Poiesis means doing (Ancient Greek poiein) something, giving existence to something that did not exist before. Poiesis evokes an internally relevant and meaningful world. Poiesis includes different creative activities (handicraft, verbal, musical, and artistic works, etc.). Poiesis enhances one’s personal experience of available resources, even in virtual anxiety. It enriches life values and serves mutual social relations. Positive poiesis meanings can infuse ordinary life events. New priorities and goals can be set, and even in harsh situations positive perspectives and benefits can be found if one reflects on and reminds oneself of them, through “imagination and word.”

So far, research on coping has mainly concentrated on past and present stressful issues.

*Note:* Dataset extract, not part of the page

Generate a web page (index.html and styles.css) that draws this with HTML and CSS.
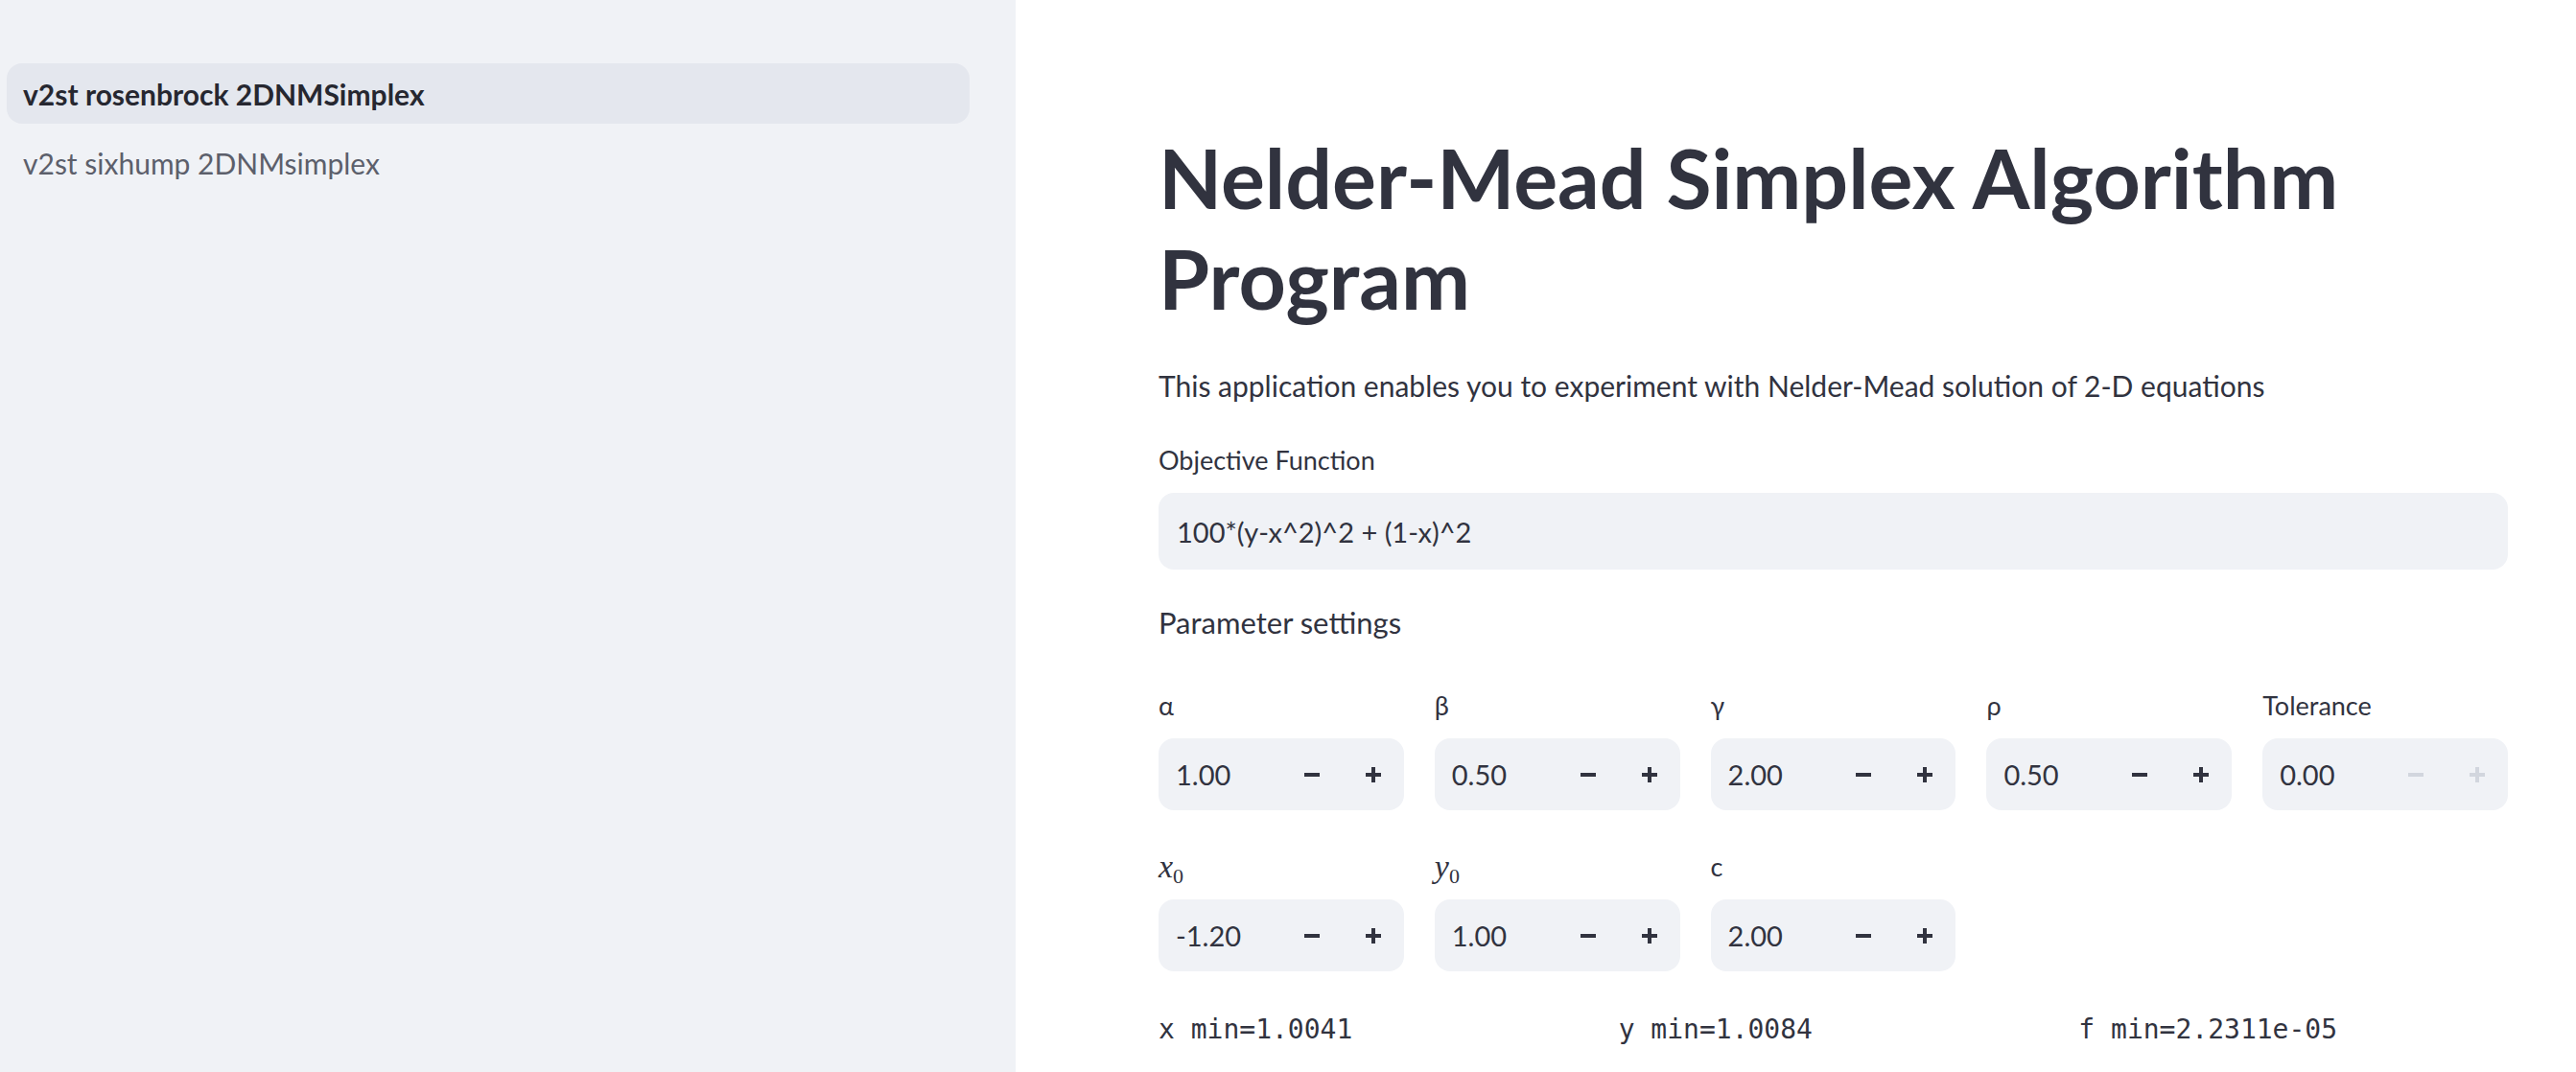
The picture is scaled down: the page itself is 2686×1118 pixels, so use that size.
FILE: index.html
```html
<!DOCTYPE html>
<html lang="en">
<head>
<meta charset="utf-8">
<title>Nelder-Mead Simplex Algorithm Program</title>
<link rel="stylesheet" href="styles.css">
</head>
<body>
<div class="app">
  <aside class="sidebar">
    <nav class="nav">
      <a class="nav-item active" href="#">v2st rosenbrock 2DNMSimplex</a>
      <a class="nav-item" href="#">v2st sixhump 2DNMsimplex</a>
    </nav>
  </aside>
  <main class="main">
    <div class="content">
      <h1 class="title">Nelder-Mead Simplex Algorithm Program</h1>
      <p class="lead">This application enables you to experiment with Nelder-Mead solution of 2-D equations</p>

      <div class="field">
        <label class="label">Objective Function</label>
        <div class="text-input">100*(y-x^2)^2 + (1-x)^2</div>
      </div>

      <p class="section">Parameter settings</p>

      <div class="grid5">
        <div class="field">
          <label class="label">α</label>
          <div class="num"><span class="num-val">1.00</span><span class="btn"><svg viewBox="0 0 18 18"><rect x="1" y="7" width="16" height="4"/></svg></span><span class="btn"><svg viewBox="0 0 18 18"><rect x="1" y="7" width="16" height="4"/><rect x="7" y="1" width="4" height="16"/></svg></span></div>
        </div>
        <div class="field">
          <label class="label">β</label>
          <div class="num"><span class="num-val">0.50</span><span class="btn"><svg viewBox="0 0 18 18"><rect x="1" y="7" width="16" height="4"/></svg></span><span class="btn"><svg viewBox="0 0 18 18"><rect x="1" y="7" width="16" height="4"/><rect x="7" y="1" width="4" height="16"/></svg></span></div>
        </div>
        <div class="field">
          <label class="label">γ</label>
          <div class="num"><span class="num-val">2.00</span><span class="btn"><svg viewBox="0 0 18 18"><rect x="1" y="7" width="16" height="4"/></svg></span><span class="btn"><svg viewBox="0 0 18 18"><rect x="1" y="7" width="16" height="4"/><rect x="7" y="1" width="4" height="16"/></svg></span></div>
        </div>
        <div class="field">
          <label class="label">ρ</label>
          <div class="num"><span class="num-val">0.50</span><span class="btn"><svg viewBox="0 0 18 18"><rect x="1" y="7" width="16" height="4"/></svg></span><span class="btn"><svg viewBox="0 0 18 18"><rect x="1" y="7" width="16" height="4"/><rect x="7" y="1" width="4" height="16"/></svg></span></div>
        </div>
        <div class="field">
          <label class="label">Tolerance</label>
          <div class="num"><span class="num-val">0.00</span><span class="btn disabled"><svg viewBox="0 0 18 18"><rect x="1" y="7" width="16" height="4"/></svg></span><span class="btn disabled"><svg viewBox="0 0 18 18"><rect x="1" y="7" width="16" height="4"/><rect x="7" y="1" width="4" height="16"/></svg></span></div>
        </div>
      </div>

      <div class="grid5 row2">
        <div class="field">
          <label class="label math"><i>x</i><sub>0</sub></label>
          <div class="num"><span class="num-val">-1.20</span><span class="btn"><svg viewBox="0 0 18 18"><rect x="1" y="7" width="16" height="4"/></svg></span><span class="btn"><svg viewBox="0 0 18 18"><rect x="1" y="7" width="16" height="4"/><rect x="7" y="1" width="4" height="16"/></svg></span></div>
        </div>
        <div class="field">
          <label class="label math"><i>y</i><sub>0</sub></label>
          <div class="num"><span class="num-val">1.00</span><span class="btn"><svg viewBox="0 0 18 18"><rect x="1" y="7" width="16" height="4"/></svg></span><span class="btn"><svg viewBox="0 0 18 18"><rect x="1" y="7" width="16" height="4"/><rect x="7" y="1" width="4" height="16"/></svg></span></div>
        </div>
        <div class="field">
          <label class="label">c</label>
          <div class="num"><span class="num-val">2.00</span><span class="btn"><svg viewBox="0 0 18 18"><rect x="1" y="7" width="16" height="4"/></svg></span><span class="btn"><svg viewBox="0 0 18 18"><rect x="1" y="7" width="16" height="4"/><rect x="7" y="1" width="4" height="16"/></svg></span></div>
        </div>
      </div>

      <div class="grid3 results">
        <code class="mono">x min=1.0041</code>
        <code class="mono">y min=1.0084</code>
        <code class="mono">f min=2.2311e-05</code>
      </div>
    </div>
  </main>
</div>
</body>
</html>
```
FILE: styles.css
```css
* { box-sizing: border-box; }
html, body { margin: 0; padding: 0; height: 100%; }
body {
  font-family: Lato, "Noto Sans", sans-serif;
  color: #31333f;
  background: #ffffff;
  overflow: hidden;
}
.app {
  display: flex;
  height: 1118px;
}
.sidebar {
  width: 1059px;
  flex: 0 0 1059px;
  background: #f0f2f6;
  padding: 66px 48px 0 7px;
}
.nav {
  display: flex;
  flex-direction: column;
  gap: 9px;
}
.nav-item {
  display: flex;
  align-items: center;
  height: 63px;
  padding: 0 17px;
  border-radius: 16px;
  font-size: 30px;
  color: #5c5f6b;
  text-decoration: none;
}
.nav-item.active {
  background: #e4e7ee;
  color: #262730;
  font-weight: 700;
}
.main {
  flex: 1;
  padding: 0 71px 0 149px;
}
.content {
  width: 1407px;
  padding-top: 132px;
}
.title {
  margin: 0;
  font-size: 86px;
  line-height: 105px;
  font-weight: 700;
  color: #31333f;
}
.lead {
  margin: 36px 0 0;
  font-size: 30px;
  line-height: 48px;
}
.field {
  display: flex;
  flex-direction: column;
}
.field > .label {
  height: 36px;
  font-size: 27px;
  line-height: 36px;
  margin-bottom: 16px;
}
.lead + .field { margin-top: 36px; }
.text-input {
  height: 80px;
  background: #f0f2f6;
  border-radius: 16px;
  padding: 0 19px;
  display: flex;
  align-items: center;
  font-size: 29px;
}
.section {
  margin: 31px 0 0;
  font-size: 31px;
  line-height: 48px;
}
.grid5 {
  display: grid;
  grid-template-columns: repeat(5, 1fr);
  gap: 32px;
  margin-top: 45px;
}
.grid5.row2 { margin-top: 41px; }
.num {
  height: 75px;
  background: #f0f2f6;
  border-radius: 16px;
  display: flex;
  align-items: center;
  font-size: 29px;
}
.num-val {
  flex: 1;
  padding-left: 18px;
}
.btn {
  width: 64px;
  height: 100%;
  display: flex;
  align-items: center;
  justify-content: center;
  fill: #31333f;
}
.btn svg { width: 18px; height: 18px; }
.btn.disabled { fill: #d2d6de; }
.field > .label.math {
  font-family: "Liberation Serif", "DejaVu Serif", serif;
  font-size: 34px;
}
.label.math sub {
  font-size: 22px;
  font-style: normal;
  line-height: 0;
  vertical-align: -6px;
}
.grid3 {
  display: grid;
  grid-template-columns: repeat(3, 1fr);
  gap: 32px;
  margin-top: 44px;
}
.mono {
  font-family: "DejaVu Sans Mono", "Liberation Mono", monospace;
  font-size: 28px;
  color: #31333f;
}
```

Researchers have noticed the limits and failures of the problem- and emotion-focused coping strategies, especially in the long-term stressful situations. Sarah Folkman (2008) has maintained that when those copings fail, people may use meaning-focused copings in liaison with positive as well as negative emotions. Personal meanings and positive emotions also support problem-solving and emotional balance. Recently, future-oriented copings have received more attention. Furthermore, the means of anticipating the challenges and adversities faced by humankind are not only individual-centered but require the large-group negotiations of life-preserving efforts, the mutual reconciliation of conflicts, and constructive planning for future generations.

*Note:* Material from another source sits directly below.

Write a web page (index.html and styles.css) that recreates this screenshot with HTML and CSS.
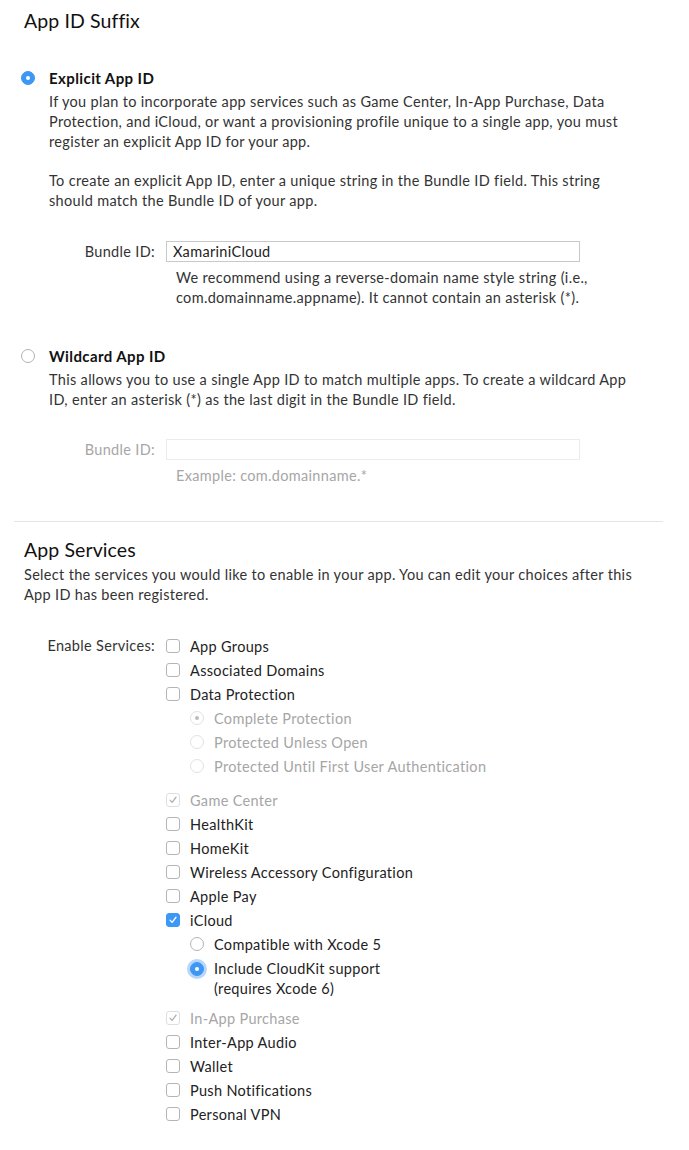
FILE: index.html
```html
<!DOCTYPE html>
<html>
<head>
<meta charset="utf-8">
<link rel="stylesheet" href="styles.css">
</head>
<body>
<div class="page">
  <section class="section first">
    <h2 class="title">App ID Suffix</h2>

    <div class="option">
      <span class="radio on"></span>
      <div class="option-body">
        <div class="option-label">Explicit App ID</div>
        <p class="desc">If you plan to incorporate app services such as Game Center, In-App Purchase, Data Protection, and iCloud, or want a provisioning profile unique to a single app, you must register an explicit App ID for your app.</p>
        <p class="desc">To create an explicit App ID, enter a unique string in the Bundle ID field. This string should match the Bundle ID of your app.</p>
      </div>
    </div>
    <div class="field field-1">
      <label class="field-label">Bundle ID:</label>
      <div class="field-ctrl">
        <div class="input">XamariniCloud</div>
        <p class="help">We recommend using a reverse-domain name style string (i.e., com.domainname.appname). It cannot contain an asterisk (*).</p>
      </div>
    </div>

    <div class="option option-2">
      <span class="radio"></span>
      <div class="option-body">
        <div class="option-label">Wildcard App ID</div>
        <p class="desc">This allows you to use a single App ID to match multiple apps. To create a wildcard App ID, enter an asterisk (*) as the last digit in the Bundle ID field.</p>
      </div>
    </div>
    <div class="field field-2 disabled">
      <label class="field-label">Bundle ID:</label>
      <div class="field-ctrl">
        <div class="input"></div>
        <p class="help">Example: com.domainname.*</p>
      </div>
    </div>
  </section>

  <section class="section second">
    <h2 class="title">App Services</h2>
    <p class="intro">Select the services you would like to enable in your app. You can edit your choices after this App ID has been registered.</p>

    <div class="field services">
      <label class="field-label">Enable Services:</label>
      <ul class="list">
        <li class="item"><span class="cb"></span>App Groups</li>
        <li class="item"><span class="cb"></span>Associated Domains</li>
        <li class="item"><span class="cb"></span>Data Protection</li>
        <li class="sub">
          <ul class="sublist disabled">
            <li class="item"><span class="radio sm dis-on"></span>Complete Protection</li>
            <li class="item"><span class="radio sm dis"></span>Protected Unless Open</li>
            <li class="item"><span class="radio sm dis"></span>Protected Until First User Authentication</li>
          </ul>
        </li>
        <li class="item disabled"><span class="cb dis-checked"><svg viewBox="0 0 14 14"><polyline points="3.5,7.2 6,9.8 10.5,3.8"/></svg></span>Game Center</li>
        <li class="item"><span class="cb"></span>HealthKit</li>
        <li class="item"><span class="cb"></span>HomeKit</li>
        <li class="item"><span class="cb"></span>Wireless Accessory Configuration</li>
        <li class="item"><span class="cb"></span>Apple Pay</li>
        <li class="item"><span class="cb checked"><svg viewBox="0 0 14 14"><polyline points="3.5,7.2 6,9.8 10.5,3.8"/></svg></span>iCloud</li>
        <li class="sub">
          <ul class="sublist">
            <li class="item"><span class="radio sm"></span>Compatible with Xcode 5</li>
            <li class="item multi"><span class="radio sm on focus"></span><span>Include CloudKit support<br>(requires Xcode 6)</span></li>
          </ul>
        </li>
        <li class="item disabled"><span class="cb dis-checked"><svg viewBox="0 0 14 14"><polyline points="3.5,7.2 6,9.8 10.5,3.8"/></svg></span>In-App Purchase</li>
        <li class="item"><span class="cb"></span>Inter-App Audio</li>
        <li class="item"><span class="cb"></span>Wallet</li>
        <li class="item"><span class="cb"></span>Push Notifications</li>
        <li class="item"><span class="cb"></span>Personal VPN</li>
      </ul>
    </div>
  </section>
</div>
</body>
</html>
```

FILE: styles.css
```css
html, body {
  margin: 0;
  padding: 0;
  background: #fff;
}
body {
  font-family: "Lato", "Open Sans", sans-serif;
  font-size: 14.5px;
  letter-spacing: 0.32px;
  color: #333;
}
.page {
  width: 649px;
  margin-left: 14px;
}
.section {
  padding: 0 10px;
}
.section.first {
  padding-top: 9px;
  padding-bottom: 35px;
  border-bottom: 1px solid #e5e5e5;
}
.section.second {
  padding-top: 16px;
}
.title {
  margin: 0;
  font-size: 19.5px;
  font-weight: normal;
  letter-spacing: 0.1px;
  line-height: 24px;
  color: #111;
}
p {
  margin: 0;
}
.option {
  display: flex;
  margin-top: 35px;
  margin-left: -3px;
}
.option-2 {
  margin-top: 38px;
}
.option .radio {
  margin-top: 3px;
  margin-right: 14px;
}
.option-body {
  flex: 1;
  padding-right: 12px;
}
.option-label {
  font-weight: bold;
  font-size: 15px;
  letter-spacing: 0.4px;
  line-height: 20px;
  color: #111;
}
.desc {
  line-height: 20px;
  margin-top: 4px;
}
.desc + .desc {
  margin-top: 19px;
}
.radio {
  display: inline-block;
  box-sizing: border-box;
  width: 14px;
  height: 14px;
  border-radius: 50%;
  border: 1px solid #b3b3b3;
  background: #fff;
  flex: none;
  position: relative;
}
.radio.on {
  background: #3d97f5;
  border-color: #3d97f5;
}
.radio.on::after {
  content: "";
  position: absolute;
  left: 4px;
  top: 4px;
  width: 4px;
  height: 4px;
  border-radius: 50%;
  background: #fff;
}
.radio.focus {
  box-shadow: 0 0 0 3px rgba(95, 165, 245, 0.45);
}
.radio.dis {
  border-color: #e2e2e2;
}
.radio.dis-on {
  border-color: #e2e2e2;
}
.radio.dis-on::after {
  content: "";
  position: absolute;
  left: 4px;
  top: 4px;
  width: 4px;
  height: 4px;
  border-radius: 50%;
  background: #bdbdbd;
}
.field {
  display: grid;
  grid-template-columns: 131px 1fr;
  column-gap: 11px;
}
.field-1 {
  margin-top: 30px;
}
.field-2 {
  margin-top: 29px;
}
.field-label {
  text-align: right;
  line-height: 21px;
  color: #333;
}
.field-ctrl {
  min-width: 0;
}
.input {
  box-sizing: border-box;
  width: 414px;
  height: 21px;
  border: 1px solid #c9c9c9;
  padding: 0 6px;
  line-height: 19px;
  color: #222;
}
.help {
  margin-top: 6px;
  padding-left: 10px;
  line-height: 20px;
  width: 440px;
}
.field.disabled .field-label,
.field.disabled .help {
  color: #a6a6a6;
}
.field.disabled .input {
  border-color: #ececec;
}
.intro {
  margin-top: 3px;
  line-height: 20px;
}
.services {
  margin-top: 29px;
}
.services .field-label {
  line-height: 24px;
}
.list, .sublist {
  list-style: none;
  margin: 0;
  padding: 0;
}
.item {
  display: flex;
  align-items: center;
  height: 24px;
  color: #222;
}
.sub {
  padding-left: 24px;
  margin-bottom: 10px;
}
.sublist.disabled .item,
.item.disabled {
  color: #a6a6a6;
}
.item.multi {
  box-sizing: border-box;
  height: 40px;
  align-items: flex-start;
  line-height: 20px;
  padding-top: 3px;
}
.item.multi .radio {
  margin-top: 3px;
}
.item .radio, .item .cb {
  margin-right: 10px;
}
.cb {
  display: inline-flex;
  box-sizing: border-box;
  width: 14px;
  height: 14px;
  border-radius: 3px;
  border: 1px solid #b5b5b5;
  background: #fff;
  flex: none;
}
.cb svg {
  width: 12px;
  height: 12px;
}
.cb polyline {
  fill: none;
  stroke-width: 1.5;
  stroke-linecap: round;
  stroke-linejoin: round;
}
.cb.checked {
  background: #3d97f5;
  border-color: #3d97f5;
}
.cb.checked polyline {
  stroke: #fff;
}
.cb.dis-checked {
  border-color: #dedede;
}
.cb.dis-checked polyline {
  stroke: #b0b0b0;
}
```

Growth may follow even from extremely stressful situations and the sense of coherence may induce a sense of relational compassion and poetic-empathetic relations. Playful poetic-empathetic approaches support upsetting given categories, constructing different selves in changing interactive situations and relations. Poetic playful freedom involves letting go and letting be, feeling the sense and even nonsense of being alive, creatively writing, resonating, and transforming the selves and the worlds.

The therapeutic, rehabilitative, and preventive effects of haiku poetry are in unison with human development toward empathy, mindfulness, resilience, reciprocal caring and responsibility, the sense of meaningfulness, belongingness, and rootedness in nature and the whole cosmos.

Acknowledgements

The article is partly based on modified and updated passages from the author’s work Transformative Words: Writing Otherness and Identities (New York: Nova Science Publishers, 2019). Best thanks to the Finnish poets Kai Nieminen and Niklas Salmi for their expert knowledge concerning the haiku tradition.

About the Author

Juhani Ihanus, PhD, is an associate professor of cultural psychology at the University of Helsinki and of art education and art psychology at Aalto University, Finland. He is a pioneer of European biblio/poetry therapy, a founder of the Finnish Association for Biblio/Poetry Therapy, and a writer who has published extensively in the fields of psychology, history, culture, literature, and the visual arts. He is an editorial board member of The Arts in Psychotherapy, Journal of Poetry Therapy, and Scriptum: Creative Writing Research Journal. Besides scientific publications, Ihanus has written works of poetry, aphorisms, and essays. He is also a member of the transartistic and transdisciplinary Sjählö 9 group.